_Data section_.

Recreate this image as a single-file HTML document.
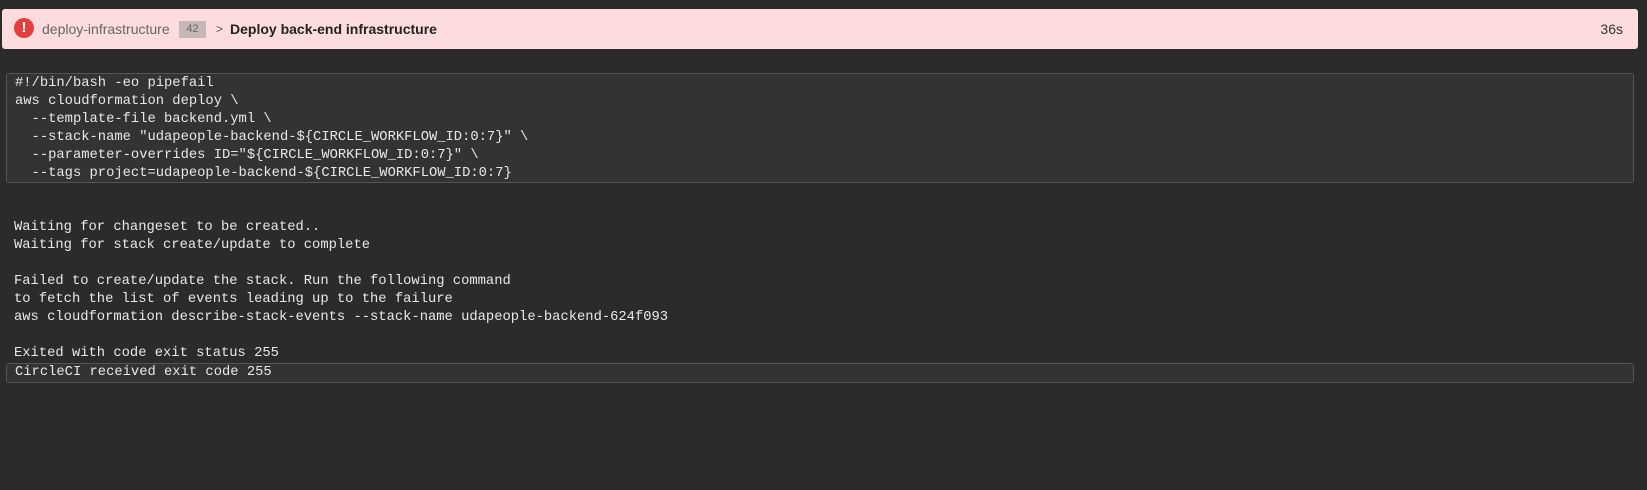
<!DOCTYPE html>
<html><head><style>
body{margin:0;width:1647px;height:490px;background:#2b2b2b;overflow:hidden;font-family:"Liberation Sans",sans-serif;position:relative}
.hdr{position:absolute;left:2px;top:9px;width:1636px;height:40px;background:#fcdcdc;border-radius:3px}
.ic{position:absolute;left:12px;top:9px;width:20px;height:20px;border-radius:50%;background:#e53e3e;color:#fff;font-weight:bold;font-size:15px;text-align:center;line-height:20px}
.t{position:absolute;top:11px;font-size:14px;line-height:18px}
.badge{position:absolute;left:177px;top:12px;width:27px;height:17px;background:#c4b8b8;color:#666;font-size:11px;text-align:center;line-height:17px}
.mono{font-family:"Liberation Mono",monospace;font-size:13.8px;line-height:18px;color:#e8e8e8;white-space:pre;position:absolute}
.box{position:absolute;border:1px solid #555;background:#333;border-radius:3px}
</style></head><body>
<div class="hdr">
<div class="ic">!</div>
<div class="t" style="left:40px;color:#666">deploy-infrastructure</div>
<div class="badge">42</div>
<div class="t" style="left:214px;color:#555;font-size:12px">&gt;</div>
<div class="t" style="left:228px;color:#222;font-weight:bold">Deploy back-end infrastructure</div>
<div class="t" style="right:15px;color:#333">36s</div>
</div>
<div class="box" style="left:6px;top:73px;width:1626px;height:108px"></div>
<div class="mono" style="left:15px;top:75px">#!/bin/bash -eo pipefail
aws cloudformation deploy \
  --template-file backend.yml \
  --stack-name "udapeople-backend-${CIRCLE_WORKFLOW_ID:0:7}" \
  --parameter-overrides ID="${CIRCLE_WORKFLOW_ID:0:7}" \
  --tags project=udapeople-backend-${CIRCLE_WORKFLOW_ID:0:7}</div>
<div class="mono" style="left:14px;top:219px">Waiting for changeset to be created..
Waiting for stack create/update to complete

Failed to create/update the stack. Run the following command
to fetch the list of events leading up to the failure
aws cloudformation describe-stack-events --stack-name udapeople-backend-624f093

Exited with code exit status 255</div>
<div class="box" style="left:6px;top:363px;width:1626px;height:18px"></div>
<div class="mono" style="left:15px;top:364px">CircleCI received exit code 255</div>
</body></html>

_Request_.
Quote every line word for word and keep the images out of the copy.

_Written response_.
Recreate this image as a single-file HTML document.
<!DOCTYPE html>
<html><head><style>
body{margin:0;width:1647px;height:490px;background:#2b2b2b;overflow:hidden;font-family:"Liberation Sans",sans-serif;position:relative}
.hdr{position:absolute;left:2px;top:9px;width:1636px;height:40px;background:#fcdcdc;border-radius:3px}
.ic{position:absolute;left:12px;top:9px;width:20px;height:20px;border-radius:50%;background:#e53e3e;color:#fff;font-weight:bold;font-size:15px;text-align:center;line-height:20px}
.t{position:absolute;top:11px;font-size:14px;line-height:18px}
.badge{position:absolute;left:177px;top:12px;width:27px;height:17px;background:#c4b8b8;color:#666;font-size:11px;text-align:center;line-height:17px}
.mono{font-family:"Liberation Mono",monospace;font-size:13.8px;line-height:18px;color:#e8e8e8;white-space:pre;position:absolute}
.box{position:absolute;border:1px solid #555;background:#333;border-radius:3px}
</style></head><body>
<div class="hdr">
<div class="ic">!</div>
<div class="t" style="left:40px;color:#666">deploy-infrastructure</div>
<div class="badge">42</div>
<div class="t" style="left:214px;color:#555;font-size:12px">&gt;</div>
<div class="t" style="left:228px;color:#222;font-weight:bold">Deploy back-end infrastructure</div>
<div class="t" style="right:15px;color:#333">36s</div>
</div>
<div class="box" style="left:6px;top:73px;width:1626px;height:108px"></div>
<div class="mono" style="left:15px;top:75px">#!/bin/bash -eo pipefail
aws cloudformation deploy \
  --template-file backend.yml \
  --stack-name "udapeople-backend-${CIRCLE_WORKFLOW_ID:0:7}" \
  --parameter-overrides ID="${CIRCLE_WORKFLOW_ID:0:7}" \
  --tags project=udapeople-backend-${CIRCLE_WORKFLOW_ID:0:7}</div>
<div class="mono" style="left:14px;top:219px">Waiting for changeset to be created..
Waiting for stack create/update to complete

Failed to create/update the stack. Run the following command
to fetch the list of events leading up to the failure
aws cloudformation describe-stack-events --stack-name udapeople-backend-624f093

Exited with code exit status 255</div>
<div class="box" style="left:6px;top:363px;width:1626px;height:18px"></div>
<div class="mono" style="left:15px;top:364px">CircleCI received exit code 255</div>
</body></html>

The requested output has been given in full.